start
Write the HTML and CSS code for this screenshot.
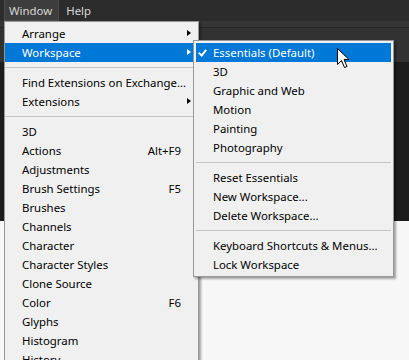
FILE: index.html
```html
<!DOCTYPE html>
<html lang="en">
<head>
    <meta charset="UTF-8">
    <title>Window menu</title>
    <link rel="stylesheet" href="styles.css">
</head>
<body>
    <div class="app">
        <div class="menubar">
            <span class="menubar-item active">Window</span>
            <span class="menubar-item">Help</span>
        </div>
        <div class="options-bar"></div>
        <div class="tool-strip"></div>
        <div class="canvas-area"></div>
        <div class="dialog-area"></div>

        <!-- Window menu -->
        <div class="menu main-menu">
            <div class="item sub">Arrange</div>
            <div class="item sub selected">Workspace</div>
            <div class="sep"></div>
            <div class="item">Find Extensions on Exchange...</div>
            <div class="item sub">Extensions</div>
            <div class="sep"></div>
            <div class="item">3D</div>
            <div class="item">Actions<span class="key">Alt+F9</span></div>
            <div class="item">Adjustments</div>
            <div class="item">Brush Settings<span class="key">F5</span></div>
            <div class="item">Brushes</div>
            <div class="item">Channels</div>
            <div class="item">Character</div>
            <div class="item">Character Styles</div>
            <div class="item">Clone Source</div>
            <div class="item">Color<span class="key">F6</span></div>
            <div class="item">Glyphs</div>
            <div class="item">Histogram</div>
            <div class="item">History</div>
        </div>

        <!-- Workspace submenu -->
        <div class="menu sub-menu">
            <div class="item checked selected">Essentials (Default)</div>
            <div class="item">3D</div>
            <div class="item">Graphic and Web</div>
            <div class="item">Motion</div>
            <div class="item">Painting</div>
            <div class="item">Photography</div>
            <div class="sep"></div>
            <div class="item">Reset Essentials</div>
            <div class="item">New Workspace...</div>
            <div class="item">Delete Workspace...</div>
            <div class="sep"></div>
            <div class="item">Keyboard Shortcuts &amp; Menus...</div>
            <div class="item">Lock Workspace</div>
        </div>

        <svg class="cursor" width="13" height="21" viewBox="0 0 13 21">
            <path d="M0.5 0.5 L0.5 16.5 L4.5 12.5 L7.5 19.5 L10 18.5 L7 11.5 L12 11.5 Z" fill="#fff" stroke="#000" stroke-width="1" stroke-linejoin="miter"/>
        </svg>
    </div>
</body>
</html>
```

FILE: styles.css
```css
body {
    margin: 0;
    font-family: 'Noto Sans', sans-serif;
    font-size: 11.4px;
}

.app {
    position: relative;
    width: 409px;
    height: 360px;
    overflow: hidden;
    display: flex;
    flex-direction: column;
    background-color: #f7f7f7;
}

.menubar {
    height: 21px;
    display: flex;
    align-items: stretch;
    padding-left: 4px;
    gap: 2px;
    background-color: #2c2c2c;
}

.menubar-item {
    display: flex;
    align-items: center;
    padding: 0 6px 0 4px;
    color: #d8d8d8;
    border: 1px solid transparent;
    border-top: none;
}

.menubar-item.active {
    background-color: #3d3d3d;
    border-color: #4c4c4c;
}

.options-bar {
    height: 6px;
    background-color: #353535;
    border-bottom: 1px solid #262626;
}

.tool-strip {
    height: 34px;
    background-color: #323232;
}

.canvas-area {
    height: 159px;
    background-color: #1c1c1c;
}

.dialog-area {
    flex: 1;
    background-color: #f7f7f7;
}

/* menus */
.menu {
    position: absolute;
    background-color: #f0f0f0;
    border: 1px solid #979797;
    box-shadow: 2px 2px 2px rgba(0, 0, 0, 0.35);
    color: #000;
}

.main-menu {
    left: 4px;
    top: 21px;
    width: 193px;
    padding: 2px 0 2px 0;
}

.sub-menu {
    left: 193px;
    top: 40px;
    width: 195px;
    padding: 2px;
}

.item {
    position: relative;
    height: 19px;
    line-height: 20px;
    padding-left: 17px;
    white-space: nowrap;
}

.item.selected {
    background-color: #0078d7;
    color: #fff;
}

.key {
    position: absolute;
    right: 17px;
    top: 0;
}

.item.sub::after {
    content: '';
    position: absolute;
    right: 7px;
    top: 6px;
    border-left: 4px solid #000;
    border-top: 3.5px solid transparent;
    border-bottom: 3.5px solid transparent;
}

.item.sub.selected::after {
    border-left-color: #fff;
}

.item.checked::before {
    content: '';
    position: absolute;
    left: 4px;
    top: 5px;
    width: 3px;
    height: 6px;
    border-right: 2px solid #fff;
    border-bottom: 2px solid #fff;
    transform: rotate(40deg);
}

.sep {
    height: 11px;
    display: flex;
    align-items: center;
}

.sep::before {
    content: '';
    flex: 1;
    height: 1px;
    background-color: #c4c4c4;
}

.cursor {
    position: absolute;
    left: 337px;
    top: 48px;
}
```
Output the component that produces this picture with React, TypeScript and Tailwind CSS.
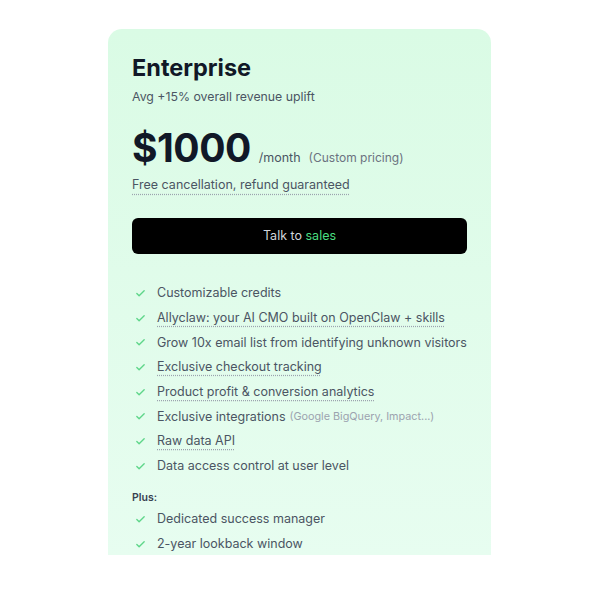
end
● **Problem description**
Go through the material above and print all of it exactly, except the pictures.

● **Exercise output**
Write the HTML and CSS code for this screenshot.
FILE: index.html
```html
<!DOCTYPE html>
<html lang="en">
<head>
    <meta charset="UTF-8">
    <title>Window menu</title>
    <link rel="stylesheet" href="styles.css">
</head>
<body>
    <div class="app">
        <div class="menubar">
            <span class="menubar-item active">Window</span>
            <span class="menubar-item">Help</span>
        </div>
        <div class="options-bar"></div>
        <div class="tool-strip"></div>
        <div class="canvas-area"></div>
        <div class="dialog-area"></div>

        <!-- Window menu -->
        <div class="menu main-menu">
            <div class="item sub">Arrange</div>
            <div class="item sub selected">Workspace</div>
            <div class="sep"></div>
            <div class="item">Find Extensions on Exchange...</div>
            <div class="item sub">Extensions</div>
            <div class="sep"></div>
            <div class="item">3D</div>
            <div class="item">Actions<span class="key">Alt+F9</span></div>
            <div class="item">Adjustments</div>
            <div class="item">Brush Settings<span class="key">F5</span></div>
            <div class="item">Brushes</div>
            <div class="item">Channels</div>
            <div class="item">Character</div>
            <div class="item">Character Styles</div>
            <div class="item">Clone Source</div>
            <div class="item">Color<span class="key">F6</span></div>
            <div class="item">Glyphs</div>
            <div class="item">Histogram</div>
            <div class="item">History</div>
        </div>

        <!-- Workspace submenu -->
        <div class="menu sub-menu">
            <div class="item checked selected">Essentials (Default)</div>
            <div class="item">3D</div>
            <div class="item">Graphic and Web</div>
            <div class="item">Motion</div>
            <div class="item">Painting</div>
            <div class="item">Photography</div>
            <div class="sep"></div>
            <div class="item">Reset Essentials</div>
            <div class="item">New Workspace...</div>
            <div class="item">Delete Workspace...</div>
            <div class="sep"></div>
            <div class="item">Keyboard Shortcuts &amp; Menus...</div>
            <div class="item">Lock Workspace</div>
        </div>

        <svg class="cursor" width="13" height="21" viewBox="0 0 13 21">
            <path d="M0.5 0.5 L0.5 16.5 L4.5 12.5 L7.5 19.5 L10 18.5 L7 11.5 L12 11.5 Z" fill="#fff" stroke="#000" stroke-width="1" stroke-linejoin="miter"/>
        </svg>
    </div>
</body>
</html>
```

FILE: styles.css
```css
body {
    margin: 0;
    font-family: 'Noto Sans', sans-serif;
    font-size: 11.4px;
}

.app {
    position: relative;
    width: 409px;
    height: 360px;
    overflow: hidden;
    display: flex;
    flex-direction: column;
    background-color: #f7f7f7;
}

.menubar {
    height: 21px;
    display: flex;
    align-items: stretch;
    padding-left: 4px;
    gap: 2px;
    background-color: #2c2c2c;
}

.menubar-item {
    display: flex;
    align-items: center;
    padding: 0 6px 0 4px;
    color: #d8d8d8;
    border: 1px solid transparent;
    border-top: none;
}

.menubar-item.active {
    background-color: #3d3d3d;
    border-color: #4c4c4c;
}

.options-bar {
    height: 6px;
    background-color: #353535;
    border-bottom: 1px solid #262626;
}

.tool-strip {
    height: 34px;
    background-color: #323232;
}

.canvas-area {
    height: 159px;
    background-color: #1c1c1c;
}

.dialog-area {
    flex: 1;
    background-color: #f7f7f7;
}

/* menus */
.menu {
    position: absolute;
    background-color: #f0f0f0;
    border: 1px solid #979797;
    box-shadow: 2px 2px 2px rgba(0, 0, 0, 0.35);
    color: #000;
}

.main-menu {
    left: 4px;
    top: 21px;
    width: 193px;
    padding: 2px 0 2px 0;
}

.sub-menu {
    left: 193px;
    top: 40px;
    width: 195px;
    padding: 2px;
}

.item {
    position: relative;
    height: 19px;
    line-height: 20px;
    padding-left: 17px;
    white-space: nowrap;
}

.item.selected {
    background-color: #0078d7;
    color: #fff;
}

.key {
    position: absolute;
    right: 17px;
    top: 0;
}

.item.sub::after {
    content: '';
    position: absolute;
    right: 7px;
    top: 6px;
    border-left: 4px solid #000;
    border-top: 3.5px solid transparent;
    border-bottom: 3.5px solid transparent;
}

.item.sub.selected::after {
    border-left-color: #fff;
}

.item.checked::before {
    content: '';
    position: absolute;
    left: 4px;
    top: 5px;
    width: 3px;
    height: 6px;
    border-right: 2px solid #fff;
    border-bottom: 2px solid #fff;
    transform: rotate(40deg);
}

.sep {
    height: 11px;
    display: flex;
    align-items: center;
}

.sep::before {
    content: '';
    flex: 1;
    height: 1px;
    background-color: #c4c4c4;
}

.cursor {
    position: absolute;
    left: 337px;
    top: 48px;
}
```
Output the component that produces this picture with React, TypeScript and Tailwind CSS.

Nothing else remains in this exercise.